10.4 In the event of non-compliance with the obligations above, the buyer has an extraordinary termination right.
11. Code of conduct
The supplier respects all employee rights and guarantees compliance with legal regulations of the relevant legal system. He will ensure equal opportunities as well as equal treatment and prevents any kind of discrimination, and refrains from child labour. The supplier is responsible for his employees’ health and safety, and he will observe environmental protection in accordance with applicable environmental protection laws. The supplier will protect his deliveries from unauthorised access or manipulation and exclusively uses reliable and diligent employees and/or agents to render his services. The supplier is obligated to run a reliable quality management system. Additionally, the supplier will ensure the prevention of corruption and bribery.
In the event of a breach of the aforementioned Code of Conduct, the buyer has the right to terminate the contract.
12. Trade terms
If trade terms are agreed in accordance with the International Commercial Terms (INCOTERMS), the current version – INCOTERMS 2010 – will be used.
13. Place of jurisdiction; applicable law
13.1 Place of jurisdiction is exclusively Hanau/Federal Republic of Germany. The buyer has the right, however, to file a suit with the relevant court at the supplier’s place of business.

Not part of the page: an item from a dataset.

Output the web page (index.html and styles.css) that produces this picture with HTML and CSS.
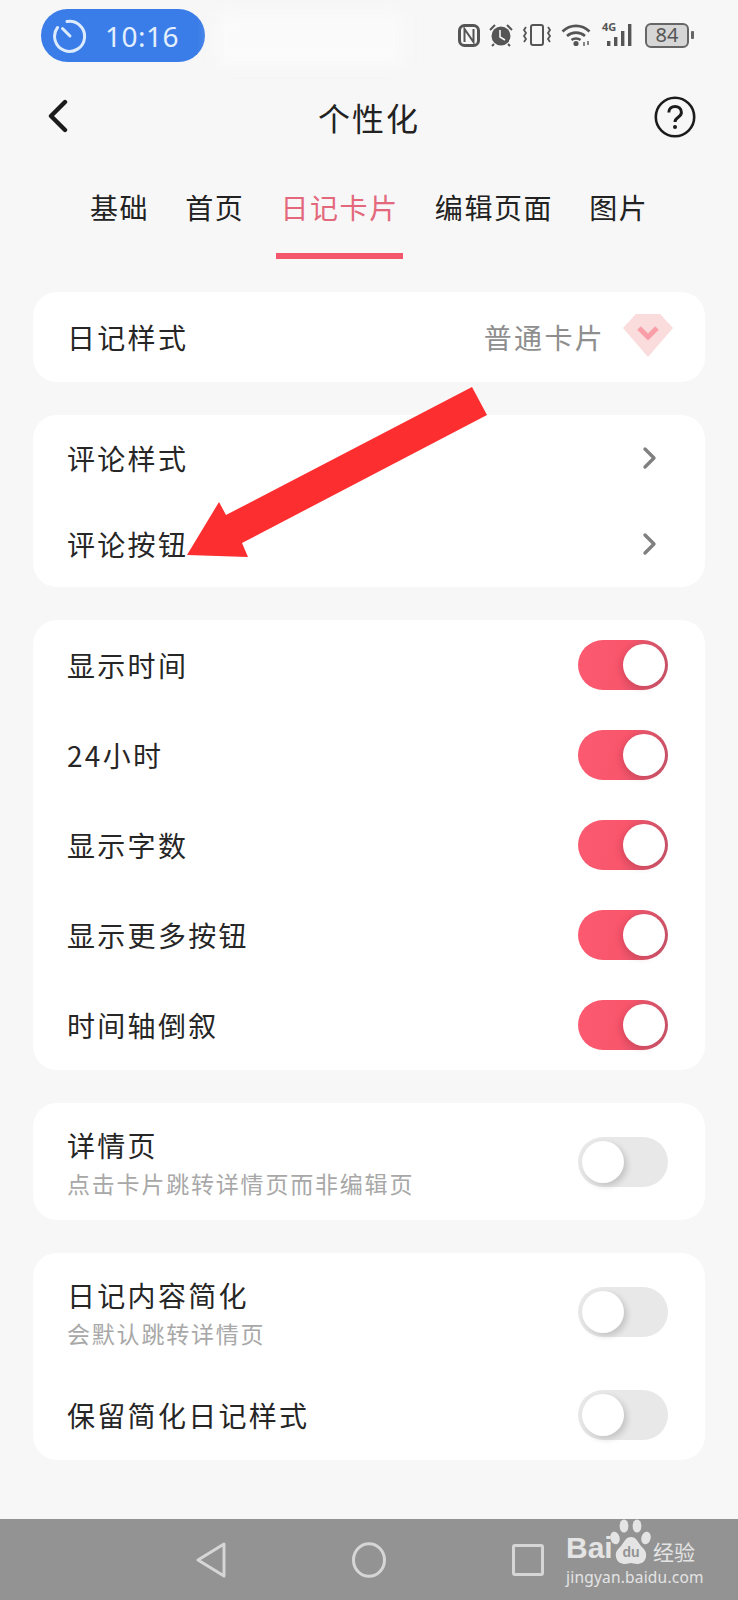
FILE: index.html
```html
<!DOCTYPE html>
<html lang="zh-CN">
<head>
  <meta charset="UTF-8">
  <meta name="viewport" content="width=device-width, initial-scale=1.0">
  <title>个性化</title>
  <link rel="stylesheet" href="styles.css">
</head>
<body>
<div class="screen">

  <!-- status bar -->
  <div class="status">
    <div class="timer-pill">
      <svg class="timer-icon" width="36" height="36" viewBox="0 0 36 36" fill="none" stroke="#dcebfd" stroke-width="3" stroke-linecap="round">
        <path d="M15 3.6A15 15 0 1 1 5.5 9.5"/>
        <path d="M10.5 10.5L18 18"/>
      </svg>
      <span class="timer-text">10:16</span>
    </div>
    <div class="status-icons">
      <svg width="22" height="23" viewBox="0 0 22 23" fill="none" stroke="#555" stroke-width="3">
        <rect x="1.5" y="1.5" width="19" height="20" rx="5"/>
        <path d="M6.5 18V5L15.5 18V5" stroke-width="2"/>
      </svg>
      <svg width="24" height="24" viewBox="0 0 24 24" fill="#555">
        <circle cx="12" cy="13" r="9.5"/>
        <path d="M5 21l-2 2M19 21l2 2" stroke="#555" stroke-width="2"/>
        <path d="M1 7l5-5M23 7l-5-5" stroke="#555" stroke-width="2"/>
        <path d="M11 7v7l5 3" fill="none" stroke="#f7f7f7" stroke-width="1.6"/>
      </svg>
      <svg width="30" height="24" viewBox="0 0 30 24" fill="none" stroke="#555" stroke-width="2">
        <rect x="9" y="2" width="12" height="20" rx="2"/>
        <path d="M4 4l-2 3 2 3-2 3 2 3-2 3M26 4l2 3-2 3 2 3-2 3 2 3" stroke-width="1.8"/>
      </svg>
      <svg width="32" height="24" viewBox="0 0 32 24" fill="none" stroke="#555" stroke-width="2.6">
        <path d="M1.5 8.5C9 1 21 1 28.5 8.5"/>
        <path d="M6 13C11 8.5 19 8.5 24 13"/>
        <path d="M10.5 17C13 15 17 15 19.5 17"/>
        <circle cx="15" cy="20.5" r="2.6" fill="#555" stroke="none"/>
        <path d="M23 19v4M27 22v-4" stroke-width="1.4"/>
      </svg>
      <div class="signal">
        <span class="net">4G</span>
        <svg width="34" height="24" viewBox="0 0 34 24" fill="#555">
          <rect x="5" y="18" width="3.4" height="5"/>
          <rect x="12" y="14" width="3.4" height="9"/>
          <rect x="19" y="8" width="3.4" height="15"/>
          <rect x="26" y="1" width="3.4" height="22"/>
        </svg>
      </div>
      <div class="battery">
        <span class="battery-box">84</span>
        <span class="battery-nub"></span>
      </div>
    </div>
    <div class="smudge"></div>
  </div>

  <!-- title -->
  <div class="header">
    <svg class="back" width="22" height="34" viewBox="0 0 22 34" fill="none" stroke="#1c1c1c" stroke-width="4.4" stroke-linecap="round" stroke-linejoin="round">
      <path d="M18 3L4 17l14 14"/>
    </svg>
    <div class="title">个性化</div>
    <svg class="help" width="42" height="42" viewBox="0 0 42 42" fill="none" stroke="#1c1c1c">
      <circle cx="21" cy="21" r="19.2" stroke-width="2.6"/>
      <path d="M14.8 16.5c0-8 12.6-8 12.6 0 0 5-6.4 4.6-6.4 9.5" stroke-width="3"/>
      <circle cx="21" cy="31" r="2" fill="#1c1c1c" stroke="none"/>
    </svg>
  </div>

  <!-- tabs -->
  <div class="tabs">
    <div class="tab">基础</div>
    <div class="tab">首页</div>
    <div class="tab active">日记卡片</div>
    <div class="tab">编辑页面</div>
    <div class="tab">图片</div>
  </div>

  <div class="cards">
    <div class="card">
      <div class="row row-single">
        <span class="label">日记样式</span>
        <div class="row-right">
          <span class="value">普通卡片</span>
          <svg class="diamond" width="50" height="44" viewBox="0 0 50 44">
            <path d="M13 1h24l13 14-25 29L0 15z" fill="#fbdcdc"/>
            <path d="M16 15l9 9 9-9" fill="none" stroke="#f99ea8" stroke-width="5"/>
          </svg>
        </div>
      </div>
    </div>

    <div class="card">
      <div class="row row-link">
        <span class="label">评论样式</span>
        <svg class="chevron" width="16" height="24" viewBox="0 0 16 24" fill="none" stroke="#808080" stroke-width="3.4" stroke-linecap="round" stroke-linejoin="round"><path d="M3 3l9 9-9 9"/></svg>
      </div>
      <div class="row row-link">
        <span class="label">评论按钮</span>
        <svg class="chevron" width="16" height="24" viewBox="0 0 16 24" fill="none" stroke="#808080" stroke-width="3.4" stroke-linecap="round" stroke-linejoin="round"><path d="M3 3l9 9-9 9"/></svg>
      </div>
    </div>

    <div class="card">
      <div class="row row-single"><span class="label">显示时间</span><div class="toggle on"><span class="knob"></span></div></div>
      <div class="row row-single"><span class="label">24小时</span><div class="toggle on"><span class="knob"></span></div></div>
      <div class="row row-single"><span class="label">显示字数</span><div class="toggle on"><span class="knob"></span></div></div>
      <div class="row row-single"><span class="label">显示更多按钮</span><div class="toggle on"><span class="knob"></span></div></div>
      <div class="row row-single"><span class="label">时间轴倒叙</span><div class="toggle on"><span class="knob"></span></div></div>
    </div>

    <div class="card">
      <div class="row row-double">
        <div class="text-stack">
          <span class="label">详情页</span>
          <span class="sub">点击卡片跳转详情页而非编辑页</span>
        </div>
        <div class="toggle"><span class="knob"></span></div>
      </div>
    </div>

    <div class="card">
      <div class="row row-double">
        <div class="text-stack">
          <span class="label">日记内容简化</span>
          <span class="sub">会默认跳转详情页</span>
        </div>
        <div class="toggle"><span class="knob"></span></div>
      </div>
      <div class="row row-single">
        <span class="label">保留简化日记样式</span>
        <div class="toggle"><span class="knob"></span></div>
      </div>
    </div>
  </div>

  <!-- system nav -->
  <div class="navbar">
    <svg width="30" height="36" viewBox="0 0 30 36" fill="none" stroke="#d6d6d6" stroke-width="3" stroke-linejoin="round"><path d="M28 2v32L2 18z"/></svg>
    <svg width="34" height="36" viewBox="0 0 34 36" fill="none" stroke="#d6d6d6" stroke-width="3"><ellipse cx="17" cy="18" rx="15.5" ry="16.3"/></svg>
    <svg width="32" height="32" viewBox="0 0 32 32" fill="none" stroke="#d6d6d6" stroke-width="3" stroke-linejoin="round"><rect x="1.5" y="1.5" width="29" height="29" rx="1.5"/></svg>
  </div>

  <!-- red annotation arrow drawn over the screenshot -->
  <svg class="arrow" width="738" height="1600" viewBox="0 0 738 1600">
    <path d="M472 387L487 415L242 543L248 557L187 555L219 502L226 515z" fill="#fd2e30"/>
  </svg>

  <!-- watermark -->
  <div class="watermark">
    <div class="wm-top">
      <span class="wm-bai">Bai</span>
      <span class="wm-paw">
        <svg width="42" height="48" viewBox="0 0 42 48" fill="#e4e4e4">
          <ellipse cx="5" cy="20" rx="4.6" ry="6.4" transform="rotate(-15 5 20)"/>
          <ellipse cx="14" cy="8" rx="4.4" ry="6.6"/>
          <ellipse cx="27" cy="8" rx="4.4" ry="6.6"/>
          <ellipse cx="36" cy="20" rx="4.6" ry="6.4" transform="rotate(15 36 20)"/>
          <path d="M21 19c5 0 7 5 10 9 3 3 6 6 5 11-1 5-5 7-9 7-3 0-4-1-6-1s-3 1-6 1c-4 0-8-2-9-7-1-5 2-8 5-11 3-4 5-9 10-9z"/>
        </svg>
        <span class="wm-du">du</span>
      </span>
      <span class="wm-cn">经验</span>
    </div>
    <div class="wm-url">jingyan.baidu.com</div>
  </div>

</div>
</body>
</html>
```

FILE: styles.css
```css
* { box-sizing: border-box; }
html, body { margin: 0; padding: 0; }
body {
  font-family: "Noto Sans CJK SC", "Noto Sans", sans-serif;
  background: #f7f7f7;
  color: #222;
}
.screen {
  position: relative;
  width: 738px;
  height: 1600px;
  display: flex;
  flex-direction: column;
  overflow: hidden;
}

/* status bar */
.status {
  position: relative;
  height: 71px;
  padding: 9px 44px 0 41px;
  display: flex;
  justify-content: space-between;
  align-items: flex-start;
}
.timer-pill {
  width: 164px;
  height: 53px;
  border-radius: 27px;
  background: #3b7de8;
  display: flex;
  align-items: center;
  padding-left: 11px;
  gap: 17px;
}
.timer-text {
  font-family: "Noto Sans", sans-serif;
  font-size: 28px;
  color: #e4effd;
  letter-spacing: 0.5px;
}
.status-icons {
  display: flex;
  align-items: center;
  gap: 9px;
  height: 24px;
  margin-top: 14px;
}
.signal { position: relative; width: 34px; height: 24px; }
.signal svg { display: block; }
.net {
  position: absolute;
  left: 0;
  top: -2px;
  font-family: "Noto Sans", sans-serif;
  font-size: 11px;
  font-weight: 700;
  line-height: 12px;
  color: #555;
}
.battery { display: flex; align-items: center; gap: 2px; }
.battery-box {
  width: 44px;
  height: 25px;
  border: 2px solid #666;
  border-radius: 6px;
  background: #d6d6d6;
  color: #555;
  font-family: "Noto Sans", sans-serif;
  font-size: 20px;
  line-height: 20px;
  text-align: center;
}
.battery-nub { width: 3px; height: 8px; background: #666; border-radius: 1px; }
.smudge {
  position: absolute;
  left: 215px;
  top: 12px;
  width: 190px;
  height: 55px;
  background: #fafafa;
  filter: blur(8px);
}

/* header */
.header {
  height: 92px;
  display: flex;
  align-items: center;
  justify-content: space-between;
  padding: 0 42px 0 47px;
  position: relative;
}
.back { margin-top: -2px; }
.help { margin-top: 0; }
.title {
  position: absolute;
  left: 0;
  right: 0;
  text-align: center;
  font-size: 32px;
  letter-spacing: 2px;
  line-height: 44px;
  color: #222;
}

/* tabs */
.tabs {
  display: flex;
  gap: 28px;
  padding-left: 86px;
  height: 96px;
}
.tab {
  padding: 0 4px;
  font-size: 28px;
  letter-spacing: 1.6px;
  line-height: 40px;
  padding-top: 24px;
  color: #222;
}
.tab.active {
  color: #e4687c;
  border-bottom: 6px solid #f4576c;
  border-radius: 0 0 0 0;
  height: 96px;
  position: relative;
}

/* cards */
.cards {
  display: flex;
  flex-direction: column;
  gap: 33px;
  padding: 33px 33px 0;
}
.card {
  background: #fff;
  border-radius: 24px;
}
.row {
  display: flex;
  align-items: center;
  justify-content: space-between;
  padding: 0 37px 0 34px;
}
.row-single { height: 90px; }
.row-link { height: 86px; padding-right: 47px; }
.row-double { height: 117px; }
.label {
  font-size: 28px;
  letter-spacing: 2.3px;
  line-height: 40px;
  color: #262626;
}
.sub {
  font-size: 23px;
  letter-spacing: 1.8px;
  line-height: 32px;
  color: #a8a8a8;
}
.text-stack { display: flex; flex-direction: column; gap: 2px; }
.row-right { display: flex; align-items: center; gap: 18px; margin-right: -5px; }
.value {
  font-size: 28px;
  letter-spacing: 2.3px;
  line-height: 40px;
  color: #8e8e8e;
}
.diamond { margin-top: -4px; }

/* switches */
.toggle {
  position: relative;
  width: 90px;
  height: 50px;
  border-radius: 25px;
  background: #e8e8e8;
  flex-shrink: 0;
}
.toggle.on {
  background: linear-gradient(100deg, #fb5a70 0%, #f9566c 50%, #c35368 100%);
}
.knob {
  position: absolute;
  left: 4px;
  top: 4px;
  width: 42px;
  height: 42px;
  border-radius: 50%;
  background: #fff;
  box-shadow: 3px 3px 6px rgba(0, 0, 0, 0.16);
}
.toggle.on .knob {
  left: 45px;
  box-shadow: -3px 2px 6px rgba(120, 20, 40, 0.2);
}

/* system nav */
.navbar {
  margin-top: auto;
  height: 81px;
  background: #939393;
  display: flex;
  align-items: center;
  gap: 126px;
  padding-left: 196px;
}

/* overlays */
.arrow {
  position: absolute;
  left: 0;
  top: 0;
  pointer-events: none;
}
.watermark {
  position: absolute;
  left: 566px;
  top: 1520px;
  width: 134px;
  color: #e4e4e4;
}
.wm-top { display: flex; align-items: flex-end; height: 46px; }
.wm-bai {
  font-family: "Liberation Sans", sans-serif;
  font-weight: 700;
  font-size: 30px;
  line-height: 34px;
  width: 44px;
  margin-bottom: 1px;
}
.wm-paw { position: relative; width: 42px; height: 46px; }
.wm-paw svg { position: absolute; left: 0; top: -2px; }
.wm-du {
  position: absolute;
  left: 10px;
  top: 24px;
  width: 22px;
  text-align: center;
  font-family: "Liberation Sans", sans-serif;
  font-weight: 700;
  font-size: 14px;
  line-height: 16px;
  color: #939393;
}
.wm-cn {
  font-size: 21px;
  line-height: 26px;
  margin-bottom: 2px;
  margin-left: 1px;
  white-space: nowrap;
}
.wm-url {
  font-family: "Noto Sans", sans-serif;
  font-size: 15.5px;
  line-height: 18px;
  letter-spacing: 0.2px;
  white-space: nowrap;
  margin-top: 2px;
}
```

13.2 The law of the Federal Republic of Germany shall apply exclusively under exclusion of any conflicts of law and the United Nations Convention on Contracts for the International Sale of Goods (CISG).
14. Severability clause
The ineffectiveness of one regulation of these General Purchasing Terms does not affect the validity of the other conditions. Should one regulation prove to be ineffective or unenforceable, it will be replaced with a new regulation that comes as close as possible to the legal or economic purpose of the ineffective or unenforceable regulation.